Return exactly, and only, the lines from the one holding "Convert this screenshot" through the one holding "['w-[74px]', 'w-[86px]', 'w-[57px]', 'w-[80px]', 'w-[74px]'];", both included; the pictures stay out.

***** Exercise materials *****

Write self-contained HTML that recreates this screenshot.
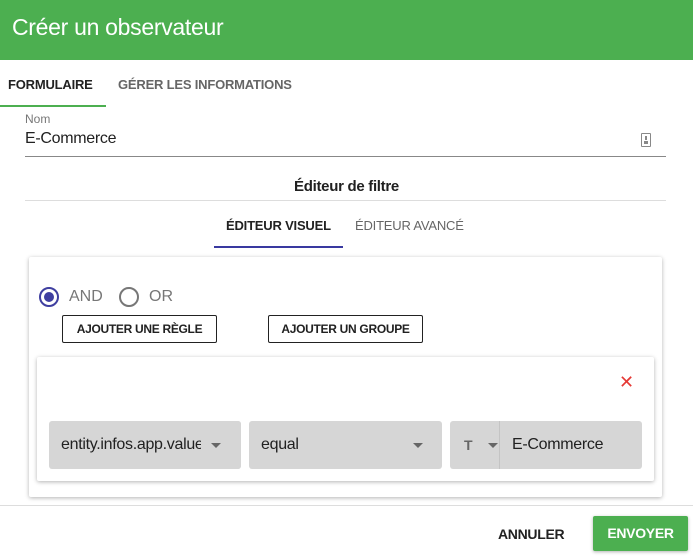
<!DOCTYPE html>
<html><head><meta charset="utf-8"><style>
*{box-sizing:border-box;margin:0;padding:0}
body{width:693px;height:558px;overflow:hidden;background:#fff;font-family:"Liberation Sans",sans-serif;position:relative;color:#212121}
.a{position:absolute;white-space:nowrap}
.hdr{left:0;top:0;width:693px;height:60px;background:#4caf50}
.title{left:12px;top:14px;font-size:23px;color:#fff;letter-spacing:-0.3px}
.tab{font-size:13px;font-weight:bold;letter-spacing:-0.2px}
.card{background:#fff;box-shadow:0 1px 4px rgba(0,0,0,.3);border-radius:2px}
.btn{border:1px solid #222;border-radius:2px;font-size:12px;font-weight:bold;text-align:center;line-height:26px;letter-spacing:-0.3px}
.sel{background:#d6d6d6;border-radius:3px;height:48px;top:421px;font-size:16px;line-height:48px;letter-spacing:-0.3px}
.tri{position:absolute;width:0;height:0;border-left:5px solid transparent;border-right:5px solid transparent;border-top:5px solid #666;top:22px}
</style></head><body>
<div class="a hdr"></div>
<div class="a title">Créer un observateur</div>
<div class="a tab" style="left:8px;top:77px;color:#222">FORMULAIRE</div>
<div class="a tab" style="left:118px;top:77px;color:#666">GÉRER LES INFORMATIONS</div>
<div class="a" style="left:0;top:105px;width:106px;height:2px;background:#4caf50"></div>
<div class="a" style="left:25px;top:112px;font-size:12px;color:#777">Nom</div>
<div class="a" style="left:25px;top:130px;font-size:16px;letter-spacing:-0.3px">E-Commerce</div>
<div class="a" style="left:641px;top:133px;width:10px;height:14px;border:1px solid #888;border-radius:1px"></div>
<div class="a" style="left:645px;top:136px;width:2px;height:4px;background:#888"></div>
<div class="a" style="left:644px;top:141px;width:4px;height:3px;background:#888"></div>
<div class="a" style="left:25px;top:156px;width:641px;height:1px;background:#888"></div>
<div class="a" style="left:0;width:693px;top:178px;text-align:center;font-size:15px;font-weight:bold;letter-spacing:-0.3px">Éditeur de filtre</div>
<div class="a" style="left:25px;top:200px;width:641px;height:1px;background:#ddd"></div>
<div class="a tab" style="left:226px;top:218px;color:#222">ÉDITEUR VISUEL</div>
<div class="a tab" style="left:355px;top:218px;color:#666;font-weight:normal">ÉDITEUR AVANCÉ</div>
<div class="a" style="left:214px;top:246px;width:129px;height:2px;background:#3939a0"></div>
<div class="a card" style="left:29px;top:257px;width:633px;height:240px"></div>
<div class="a" style="left:39px;top:287px;width:20px;height:20px;border:2px solid #3f3fa0;border-radius:50%"></div>
<div class="a" style="left:44px;top:292px;width:10px;height:10px;background:#3f3fa0;border-radius:50%"></div>
<div class="a" style="left:69px;top:288px;font-size:16px;color:#777">AND</div>
<div class="a" style="left:119px;top:287px;width:20px;height:20px;border:2px solid #777;border-radius:50%"></div>
<div class="a" style="left:149px;top:288px;font-size:16px;color:#777">OR</div>
<div class="a btn" style="left:62px;top:315px;width:155px;height:28px">AJOUTER UNE RÈGLE</div>
<div class="a btn" style="left:268px;top:315px;width:155px;height:28px">AJOUTER UN GROUPE</div>
<div class="a card" style="left:37px;top:357px;width:617px;height:124px"></div>
<div class="a" style="left:619px;top:372px;font-size:18px;color:#e53935">✕</div>
<div class="a sel" style="left:49px;width:192px;padding-left:12px;overflow:hidden">entity.infos.app.value<span style="position:absolute;left:152px;top:0;width:40px;height:48px;background:#d6d6d6"></span><span class="tri" style="left:162px"></span></div>
<div class="a sel" style="left:249px;width:193px;padding-left:12px">equal<span class="tri" style="left:164px"></span></div>
<div class="a sel" style="left:450px;width:49px;border-radius:3px 0 0 3px;padding-left:14px;color:#666;font-size:14px;font-weight:bold">T<span class="tri" style="left:38px"></span></div>
<div class="a sel" style="left:499px;width:143px;border-left:1px solid #c4c4c4;border-radius:0 3px 3px 0;padding-left:12px">E-Commerce</div>
<div class="a" style="left:0;top:505px;width:693px;height:1px;background:#ddd"></div>
<div class="a" style="left:498px;top:526px;font-size:14px;font-weight:bold;letter-spacing:-0.3px">ANNULER</div>
<div class="a" style="left:593px;top:516px;width:95px;height:35px;background:#4caf50;color:#fff;font-size:14px;font-weight:bold;text-align:center;line-height:35px;border-radius:2px;box-shadow:0 1px 3px rgba(0,0,0,.3);letter-spacing:-0.3px">ENVOYER</div>
</body></html>
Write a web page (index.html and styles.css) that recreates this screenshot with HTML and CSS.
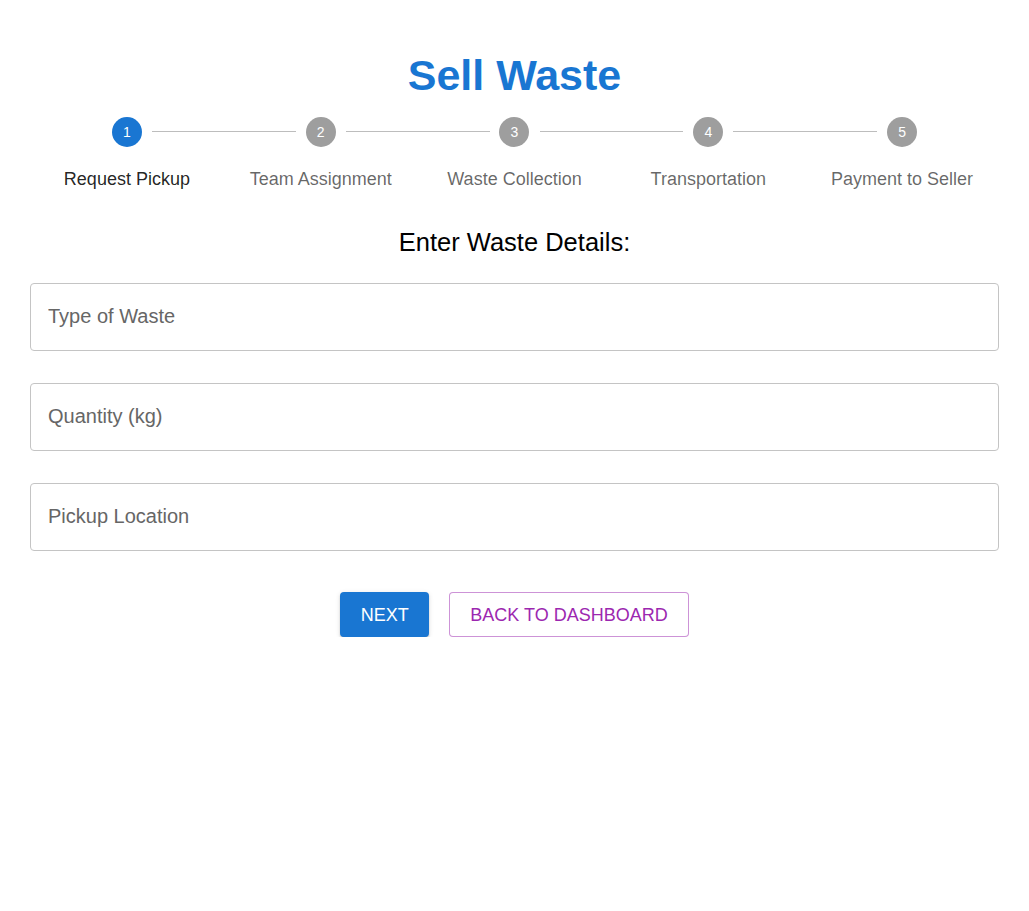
FILE: index.html
```html
<!DOCTYPE html>
<html lang="en">
<head>
<meta charset="utf-8">
<title>Sell Waste</title>
<link rel="stylesheet" href="styles.css">
</head>
<body>
<main class="page">
  <h1 class="title">Sell Waste</h1>
  <ol class="stepper">
    <li class="step active">
      <span class="circle">1</span>
      <span class="label">Request Pickup</span>
    </li>
    <li class="step">
      <span class="connector"></span>
      <span class="circle">2</span>
      <span class="label">Team Assignment</span>
    </li>
    <li class="step">
      <span class="connector"></span>
      <span class="circle">3</span>
      <span class="label">Waste Collection</span>
    </li>
    <li class="step">
      <span class="connector"></span>
      <span class="circle">4</span>
      <span class="label">Transportation</span>
    </li>
    <li class="step">
      <span class="connector"></span>
      <span class="circle">5</span>
      <span class="label">Payment to Seller</span>
    </li>
  </ol>
  <h2 class="heading">Enter Waste Details:</h2>
  <form class="form">
    <input class="field" type="text" placeholder="Type of Waste">
    <input class="field" type="text" placeholder="Quantity (kg)">
    <input class="field" type="text" placeholder="Pickup Location">
    <div class="actions">
      <button type="button" class="btn btn-primary">NEXT</button>
      <button type="button" class="btn btn-outline">BACK TO DASHBOARD</button>
    </div>
  </form>
</main>
</body>
</html>
```

FILE: styles.css
```css
* { box-sizing: border-box; }
html, body { margin: 0; padding: 0; background: #fff; }
body { font-family: "Liberation Sans", Arial, sans-serif; }

.page {
  padding: 51px 30px 0;
}

.title {
  margin: 0;
  text-align: center;
  font-size: 43px;
  line-height: 48px;
  font-weight: 700;
  color: #1976d2;
}

.stepper {
  list-style: none;
  margin: 18px 0 0;
  padding: 0;
  display: grid;
  grid-template-columns: repeat(5, 1fr);
}

.step {
  position: relative;
  display: flex;
  flex-direction: column;
  align-items: center;
}

.connector {
  position: absolute;
  top: 14px;
  left: calc(-50% + 25px);
  right: calc(50% + 25px);
  border-top: 1px solid #bdbdbd;
}

.circle {
  width: 30px;
  height: 30px;
  border-radius: 50%;
  background: #9e9e9e;
  color: #fff;
  font-size: 14px;
  display: flex;
  align-items: center;
  justify-content: center;
}

.step.active .circle { background: #1976d2; }

.label {
  margin-top: 19px;
  font-size: 18px;
  line-height: 26px;
  color: rgba(0, 0, 0, 0.6);
}

.step.active .label { color: rgba(0, 0, 0, 0.87); }

.heading {
  margin: 35px 0 0;
  text-align: center;
  font-size: 25.5px;
  line-height: 31px;
  font-weight: 400;
  color: #000;
}

.form {
  margin-top: 25px;
  display: flex;
  flex-direction: column;
  gap: 32px;
}

.field {
  display: block;
  width: 100%;
  height: 68px;
  padding: 0 17px 2px;
  border: 1px solid #c4c4c4;
  border-radius: 4px;
  font-family: inherit;
  font-size: 20px;
  color: rgba(0, 0, 0, 0.87);
  background: #fff;
  outline: none;
}

.field::placeholder { color: #666; opacity: 1; }

.actions {
  margin-top: 9px;
  display: flex;
  justify-content: center;
  gap: 20px;
}

.btn {
  height: 45px;
  border-radius: 4px;
  font-family: inherit;
  font-size: 18px;
  line-height: 1;
  cursor: pointer;
}

.btn-primary {
  padding: 0 20.5px;
  background: #1976d2;
  color: #fff;
  border: none;
  box-shadow: 0 3px 1px -2px rgba(0,0,0,0.2), 0 2px 2px 0 rgba(0,0,0,0.14), 0 1px 5px 0 rgba(0,0,0,0.12);
}

.btn-outline {
  padding: 0 20px;
  background: #fff;
  color: #9c27b0;
  border: 1px solid rgba(156, 39, 176, 0.5);
}
```
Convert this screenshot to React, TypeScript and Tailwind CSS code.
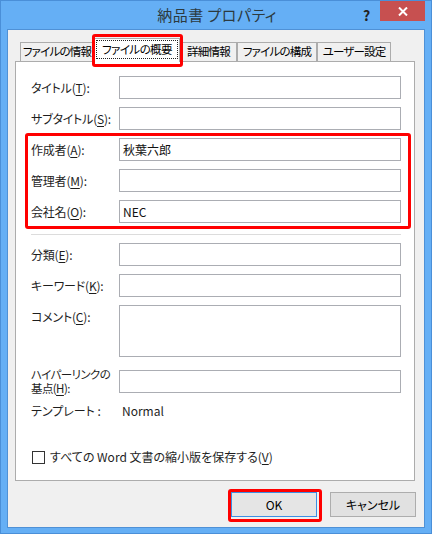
import React from 'react';

const FONT = "font-['Noto_Sans_CJK_JP','Noto_Sans',sans-serif] [font-feature-settings:'palt']";

const Key = ({ k, colon = true }: { k: string; colon?: boolean }) => (
    <>(<u className="underline underline-offset-2">{k}</u>){colon ? ':' : ''}</>
);

const Field = ({ label, value, tall }: { label: React.ReactNode; value?: string; tall?: boolean }) => (
    <div className="flex items-start">
        <div className="w-[88px] h-[23px] flex items-center whitespace-nowrap text-[12px] leading-[14px] tracking-[-0.2px] text-[#1e1e1e]">{label}</div>
        <div className={`w-[282px] ${tall ? 'h-[52px] items-start pt-[3px]' : 'h-[23px] items-center'} flex border border-[#abadb3] bg-white pl-[3px] text-[12px] text-[#111]`}>
            {value}
        </div>
    </div>
);

const TABS = ['ファイルの情報', 'ファイルの概要', '詳細情報', 'ファイルの構成', 'ユーザー設定'];
const TAB_W = ['w-[74px]', 'w-[86px]', 'w-[57px]', 'w-[80px]', 'w-[74px]'];

export default function App() {
    return (
        <div className={`relative w-[432px] h-[534px] bg-[#65aff5] border border-[#4a8fd8] flex flex-col ${FONT}`}>
            {/* title bar */}
            <div className="relative h-[28px] flex items-center justify-center">
                <span className="text-[15px] text-[#2c3a3f] tracking-[0.5px] pl-[2px]">納品書 プロパティ</span>
                <span className="absolute left-[362px] top-[4px] text-[14px] font-bold text-[#222]">?</span>
                <div className="absolute right-[6px] top-0 w-[45px] h-[20px] bg-[#c75050] flex items-center justify-center">
                    <svg width="10" height="9" viewBox="0 0 10 9">
                        <path d="M1 0.5 L9 8.5 M9 0.5 L1 8.5" stroke="white" strokeWidth="2" />
                    </svg>
                </div>
            </div>

            {/* client area */}
            <div className="mx-[6px] h-[499px] border border-[#4f91d6] bg-[#f0f0f0] flex flex-col">
                <div className="flex items-end pt-[7px] pl-[12px] h-[31px]">
                    {TABS.map((t, i) =>
                        i === 1 ? (
                            <div key={t} className={`${TAB_W[i]} h-[24px] -mb-px relative z-10 bg-white border border-b-0 border-[#acacac] flex items-start justify-center pt-[1px]`}>
                                <span className="border border-dotted border-[#222] px-[5px] h-[19px] flex items-center whitespace-nowrap text-[11.5px] tracking-[-0.6px] text-black">{t}</span>
                            </div>
                        ) : (
                            <div key={t} className={`${TAB_W[i]} h-[19px] bg-[#f0f0f0] border border-b-0 border-[#acacac] flex items-center justify-center whitespace-nowrap text-[11.5px] tracking-[-0.8px] text-black`}>
                                {t}
                            </div>
                        )
                    )}
                </div>

                {/* panel */}
                <div className="ml-[7px] w-[400px] h-[420px] bg-white border border-[#acacac] pl-[15px] pt-[14px] flex flex-col">
                    <div className="flex flex-col gap-[8px]">
                        <Field label={<>タイトル<Key k="T" /></>} />
                        <Field label={<>サブタイトル<Key k="S" /></>} />
                        <Field label={<>作成者<Key k="A" /></>} value="秋葉六郎" />
                        <Field label={<>管理者<Key k="M" /></>} />
                        <Field label={<>会社名<Key k="O" /></>} value="NEC" />
                    </div>
                    <div className="mt-[11px] w-[370px] h-px bg-[#dcdcdc]" />
                    <div className="mt-[8px] flex flex-col gap-[8px]">
                        <Field label={<>分類<Key k="E" /></>} />
                        <Field label={<>キーワード<Key k="K" /></>} />
                        <Field label={<>コメント<Key k="C" /></>} tall />
                    </div>
                    <div className="mt-[10px] flex items-center">
                        <div className="w-[88px] flex flex-col whitespace-nowrap text-[11.5px] leading-[14px] tracking-[-0.6px] text-[#1e1e1e]">
                            <span>ハイパーリンクの</span>
                            <span>基点<Key k="H" /></span>
                        </div>
                        <div className="w-[282px] h-[23px] border border-[#abadb3] bg-white" />
                    </div>
                    <div className="mt-[8px] flex items-center h-[16px] text-[12px] text-[#1e1e1e]">
                        <span className="w-[91px]">テンプレート :</span>
                        <span>Normal</span>
                    </div>
                    <div className="mt-[29px] flex items-center gap-[5px] text-[12px] text-[#1e1e1e]">
                        <span className="w-[13px] h-[13px] ml-[1px] border border-[#333] bg-white" />
                        <span className="whitespace-nowrap">すべての Word 文書の縮小版を保存する<Key k="V" colon={false} /></span>
                    </div>
                </div>

                {/* buttons */}
                <div className="mt-[11px] flex justify-end gap-[13px] pr-[8px]">
                    <button className="w-[86px] h-[25px] border border-[#3c8fe4] bg-[#e5e5e5] text-[12px] text-black">OK</button>
                    <button className="w-[86px] h-[25px] border border-[#adadad] bg-[#e1e1e1] text-[12px] text-black">キャンセル</button>
                </div>
            </div>

            {/* red highlight annotations */}
            <div className="absolute left-[91px] top-[33px] w-[91px] h-[33px] border-[3px] border-[#ff0000] rounded-[3px] z-20" />
            <div className="absolute left-[24px] top-[132px] w-[386px] h-[96px] border-[3px] border-[#ff0000] rounded-[3px] z-20" />
            <div className="absolute left-[227px] top-[488px] w-[94px] h-[33px] border-[3px] border-[#ff0000] rounded-[3px] z-20" />
        </div>
    );
}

*****

### Exercise result
Convert this screenshot to React, TypeScript and Tailwind CSS code.
import React from 'react';

const FONT = "font-['Noto_Sans_CJK_JP','Noto_Sans',sans-serif] [font-feature-settings:'palt']";

const Key = ({ k, colon = true }: { k: string; colon?: boolean }) => (
    <>(<u className="underline underline-offset-2">{k}</u>){colon ? ':' : ''}</>
);

const Field = ({ label, value, tall }: { label: React.ReactNode; value?: string; tall?: boolean }) => (
    <div className="flex items-start">
        <div className="w-[88px] h-[23px] flex items-center whitespace-nowrap text-[12px] leading-[14px] tracking-[-0.2px] text-[#1e1e1e]">{label}</div>
        <div className={`w-[282px] ${tall ? 'h-[52px] items-start pt-[3px]' : 'h-[23px] items-center'} flex border border-[#abadb3] bg-white pl-[3px] text-[12px] text-[#111]`}>
            {value}
        </div>
    </div>
);

const TABS = ['ファイルの情報', 'ファイルの概要', '詳細情報', 'ファイルの構成', 'ユーザー設定'];
const TAB_W = ['w-[74px]', 'w-[86px]', 'w-[57px]', 'w-[80px]', 'w-[74px]'];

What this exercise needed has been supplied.